With a husband and three sons who are all football fanatics, I’ve watched enough games over the years to genuinely wonder how guys can go out there, get beaten up and utterly exhausted, and keep on playing hard for the entire game even when they’re behind on the scoreboard. What can I learn from these dedicated athletes?

Athletes must have a broader vision, a higher goal, than merely the game at hand. Every battle on the football field is an opportunity to learn and to improve for future games.

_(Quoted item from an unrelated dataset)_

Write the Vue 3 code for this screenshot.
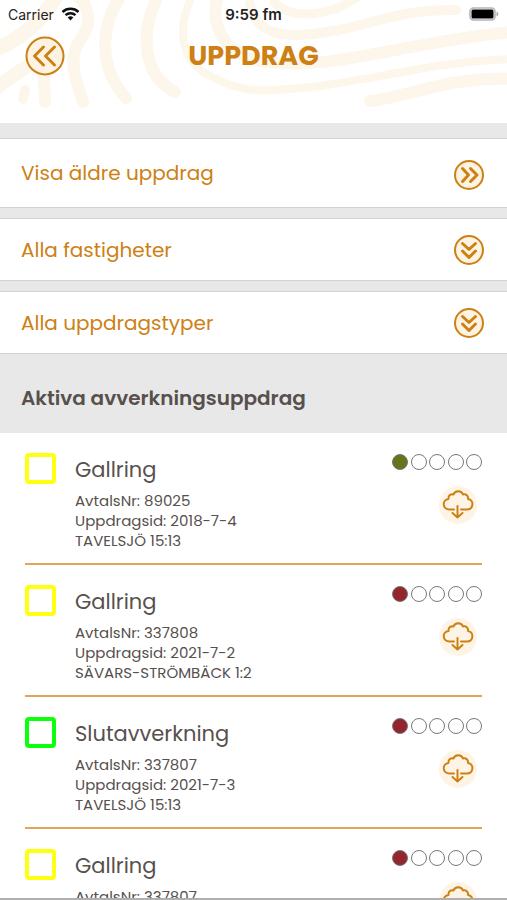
<template>
  <div class="screen">
    <header class="top">
      <svg class="pattern" viewBox="0 0 507 123" preserveAspectRatio="xMidYMin slice" aria-hidden="true">
        <g fill="none" stroke="#fdf6eb" stroke-width="12" stroke-linecap="round">
          <path d="M-6 50C18 40 42 24 58 -8" stroke-width="15" />
          <path d="M-6 90C10 76 28 68 40 56" stroke-width="14" />
          <path d="M76 -6C92 10 92 24 80 40C66 62 78 84 83 102" />
          <path d="M25 90L23 99" stroke-width="10" />
          <path d="M44 76L45 102" />
          <path d="M122 -6C98 28 100 70 126 98" />
          <path d="M159 -6C138 34 144 76 175 92" />
          <path d="M192 -4C176 30 180 62 214 78C232 88 250 91 270 90C350 88 420 62 512 59" stroke-width="8" />
          <path d="M218 -4C210 22 222 50 254 60C330 74 400 42 512 32" />
          <path d="M250 4C254 26 270 36 296 35C360 33 390 8 456 10" stroke-width="10" />
          <path d="M274 2C290 20 330 18 362 -6" stroke-width="9" />
          <path d="M370 101C412 96 450 76 512 79" />
        </g>
      </svg>
      <div class="status-bar">
        <div class="carrier">
          <span>Carrier</span>
          <svg class="wifi" viewBox="0 0 18 14" aria-hidden="true">
            <g fill="none" stroke="#111" stroke-width="2.5">
              <path d="M1 5C5.500 .8 12.500 .8 17 5" />
              <path d="M4 8.200C6.800 5.600 11.200 5.600 14 8.200" />
            </g>
            <path d="M6.200 10.400C7.800 9 10.200 9 11.800 10.400L9 13.400Z" fill="#111" />
          </svg>
        </div>
        <span class="clock">9:59 fm</span>
        <svg class="battery" viewBox="0 0 30 14" aria-hidden="true">
          <rect x="1" y="1" width="25" height="12" rx="3.500" fill="#fff" stroke="#b4b4b4" stroke-width="1.600" />
          <rect x="2.500" y="2.500" width="22" height="9" rx="1.500" fill="#000" />
          <path d="M27.500 4.500C30 5.500 30 8.500 27.500 9.500Z" fill="#aaa" />
        </svg>
      </div>
      <div class="title-bar">
        <button class="round-btn back" type="button" aria-label="Tillbaka">
          <svg viewBox="0 0 40 40" aria-hidden="true">
            <circle cx="20" cy="20" r="18.500" />
            <path d="M18.500 11L9.500 20L18.500 29M29.500 11L20.500 20L29.500 29" />
          </svg>
        </button>
        <h1>UPPDRAG</h1>
      </div>
    </header>

    <nav class="filters">
      <button
        v-for="filter in filters"
        :key="filter.label"
        class="filter"
        :class="filter.direction"
        type="button"
      >
        <span>{{ filter.label }}</span>
        <svg class="filter-icon" viewBox="0 0 30 30" aria-hidden="true">
          <circle cx="15" cy="15" r="14" />
          <path v-if="filter.direction === 'right'" d="M8.500 8.500L14.500 15L8.500 21.500M16.500 8.500L23 15L16.500 21.500" />
          <path v-else d="M8.500 8.500L15 14.500L21.500 8.500M8.500 16L15 22.500L21.500 16" />
        </svg>
      </button>
    </nav>

    <h2>Aktiva avverkningsuppdrag</h2>

    <ul class="jobs">
      <li v-for="(job, index) in jobs" :key="index" class="job">
        <input v-model="job.checked" type="checkbox" class="mark" :class="job.color" :aria-label="job.type" />
        <div class="info">
          <h3>{{ job.type }}</h3>
          <p>AvtalsNr: {{ job.contract }}</p>
          <p>Uppdragsid: {{ job.id }}</p>
          <p>{{ job.place }}</p>
        </div>
        <div class="side">
          <div class="steps">
            <span v-for="n in 5" :key="n" class="step" :class="n === 1 ? job.state : ''"></span>
          </div>
          <button class="download" type="button" aria-label="Ladda ner">
            <svg viewBox="0 0 38 38" aria-hidden="true">
              <path d="M15 23.500H10.500C3.500 23.500 2.500 14 9.500 13C9 9 12.500 7.500 14.500 8.500C16 4 22.500 4 24 8.500C27 7.500 29.500 10 29 13C35.500 14 34.500 23.500 28 23.500H22" />
              <path d="M18.500 20V31.500M13.500 27L18.500 31.500L23.500 27" />
            </svg>
          </button>
        </div>
      </li>
    </ul>
  </div>
</template>

<script setup>
import { ref } from 'vue'

const filters = [
  { label: 'Visa äldre uppdrag', direction: 'right' },
  { label: 'Alla fastigheter', direction: 'down' },
  { label: 'Alla uppdragstyper', direction: 'down' }
]

const jobs = ref([
  { type: 'Gallring', contract: '89025', id: '2018-7-4', place: 'TAVELSJÖ 15:13', color: 'yellow', state: 'done', checked: false },
  { type: 'Gallring', contract: '337808', id: '2021-7-2', place: 'SÄVARS-STRÖMBÄCK 1:2', color: 'yellow', state: 'stopped', checked: false },
  { type: 'Slutavverkning', contract: '337807', id: '2021-7-3', place: 'TAVELSJÖ 15:13', color: 'green', state: 'stopped', checked: false },
  { type: 'Gallring', contract: '337807', id: '2021-7-3', place: 'TAVELSJÖ 15:13', color: 'yellow', state: 'stopped', checked: false }
])
</script>

<style>
body {
  margin: 0;
  background: #fff;
}
</style>

<style scoped>
.screen {
  display: flex;
  flex-direction: column;
  height: 100vh;
  box-sizing: border-box;
  border-bottom: 2px solid #b0b0b0;
  overflow: hidden;
  background: #fff;
  color: #57504d;
  font-family: Poppins, Inter, sans-serif;
}

h1, h2, h3, p, ul {
  margin: 0;
  padding: 0;
}

button {
  font: inherit;
  cursor: pointer;
}

.top {
  position: relative;
  flex-shrink: 0;
  height: 123px;
}

.pattern {
  position: absolute;
  inset: 0;
  width: 100%;
  height: 100%;
}

.status-bar {
  position: relative;
  display: grid;
  grid-template-columns: 1fr auto 1fr;
  align-items: center;
  height: 28px;
  padding: 0 8px;
  color: #222;
  font-family: Inter, sans-serif;
  font-size: 14px;
}

.carrier {
  display: flex;
  align-items: center;
  gap: 7px;
}

.wifi {
  width: 19px;
  height: 14px;
}

.clock {
  font-size: 15px;
  font-weight: 600;
}

.battery {
  justify-self: end;
  width: 30px;
  height: 14px;
}

.title-bar {
  position: relative;
  display: grid;
  grid-template-columns: 40px 1fr 40px;
  align-items: center;
  padding: 8px 25px;
}

.round-btn {
  width: 40px;
  height: 40px;
  padding: 0;
  border: 0;
  background: none;
}

.round-btn svg {
  display: block;
}

.round-btn circle,
.filter-icon circle {
  fill: #fdf3e2;
  stroke: #cd8014;
  stroke-width: 2;
}

.round-btn path,
.filter-icon path {
  fill: none;
  stroke: #cd8014;
  stroke-width: 3;
  stroke-linecap: round;
  stroke-linejoin: round;
}

h1 {
  color: #cd8014;
  font-size: 27px;
  font-weight: 700;
  line-height: 40px;
  text-align: center;
}

.filters {
  display: flex;
  flex-direction: column;
  flex-shrink: 0;
  gap: 10px;
  padding-top: 15px;
  background: #e8e8e8;
}

.filter {
  display: flex;
  align-items: center;
  justify-content: space-between;
  height: 63px;
  padding: 0 23px 0 21px;
  border: solid #d2d2d2;
  border-width: 1px 0;
  background: #fff;
  color: #cd8014;
  font-size: 20px;
  text-align: left;
}

.filter.right {
  height: 70px;
}

.filter-icon {
  width: 30px;
  height: 30px;
}

.filter.right .filter-icon {
  margin-top: 4px;
}

h2 {
  flex-shrink: 0;
  padding: 29px 21px 20px;
  background: #e8e8e8;
  font-size: 20px;
  font-weight: 600;
  line-height: 30px;
}

.jobs {
  flex: 1;
  min-height: 0;
  padding: 0 25px;
  list-style: none;
  overflow-y: auto;
  scrollbar-width: none;
}

.job {
  display: flex;
  align-items: flex-start;
  box-sizing: border-box;
  height: 132px;
  padding-top: 20px;
  border-bottom: 2px solid #dfa65a;
}

.mark {
  appearance: none;
  flex-shrink: 0;
  width: 31px;
  height: 31px;
  margin: 0;
  border: 4px solid;
  border-radius: 4px;
}

.mark.yellow {
  border-color: #ffff14;
}

.mark.green {
  border-color: #0cff0c;
}

.mark.yellow:checked {
  background: #ffff14;
}

.mark.green:checked {
  background: #0cff0c;
}

.info {
  flex: 1;
  padding-left: 19px;
}

h3 {
  margin-bottom: 4px;
  font-size: 21px;
  font-weight: 400;
  line-height: 34px;
}

.info p {
  font-size: 15px;
  line-height: 20px;
}

.side {
  display: flex;
  flex-direction: column;
  align-items: flex-end;
  gap: 16px;
  padding-top: 1px;
}

.steps {
  display: flex;
  justify-content: space-between;
  width: 90px;
}

.step {
  box-sizing: border-box;
  width: 16px;
  height: 16px;
  border: 1px solid #777;
  border-radius: 50%;
}

.step.done {
  background: #66741c;
}

.step.stopped {
  background: #93252d;
}

.download {
  width: 38px;
  height: 38px;
  margin-right: 5px;
  padding: 0;
  border: 0;
  border-radius: 50%;
  background: #fef4e5;
}

.download svg {
  display: block;
}

.download path {
  fill: none;
  stroke: #cd8014;
  stroke-width: 2;
  stroke-linecap: round;
  stroke-linejoin: round;
}
</style>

We can look only at our current situation and decide it’s too hard, it’s hopeless; or we can look at the bigger picture and say, like Paul, “I press on toward the goal to win the prize for which God has called me heavenward in Christ Jesus” (Philippians 3:14).

Athletes recognize that they do not play for themselves alone. They are accountable to others and won’t give up for love of their teammates.

We’re not alone in this game of life. Sometime other people need us, and sometimes we need them; but if we give up, we’re no good to anyone.

My husband’s football analogy was especially apt. The qualities required to persevere on the gridiron are the same qualities needed elsewhere in life: farsightedness, accountability, perseverance and love.

As Christians, we will face setbacks and disappointments in life, but it’s so important to leave them behind and “... run with endurance the race that is set before us, looking unto Jesus, the author and finisher of our faith …" (Hebrews 12: 1–2).